4. Finding the angle $\alpha$ The angle $\alpha = \angle IAB$ is the same as $\angle O_1AB$. Consider the triangle $\triangle O_1AB$.

   • $O_1A = R$ (radius of hemisphere).
   • $O_1$ is in the plane of the rim, so $O_1B=R$ (radius of the rim).
   • Thus, $\triangle O_1AB$ is an isosceles triangle with $\angle O_1AB = \angle O_1BA = \alpha$.
   • The angle $\angle AO_1B$ is the angle between the vector $\vec{O_1A}$ (at angle $\theta$ from the vertical) and $\vec{O_1B}$ (which is horizontal).
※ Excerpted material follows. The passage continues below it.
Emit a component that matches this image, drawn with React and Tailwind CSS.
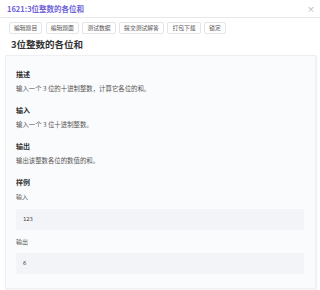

This angle is $\angle AO_1B = 90^\circ + \theta$.
   • The sum of angles in $\triangle O_1AB$ is $180^\circ$:
   $$2\alpha + (90^\circ + \theta) = 180^\circ \implies 2\alpha = 90^\circ - \theta \implies \alpha = 45^\circ - \frac{\theta}{2}$$

5. Final Expression Substituting $\alpha$ into the expression for the ratio, we find that the ratio depends on the instantaneous angle $\theta$. Since $\alpha$ must be an internal angle of a physical triangle configuration, $\cos\alpha > 0$.

   $$\frac{AB}{BC} = \frac{\cos(45^\circ - \theta/2)}{\sqrt{3 + \cos^2(45^\circ - \theta/2)}}$$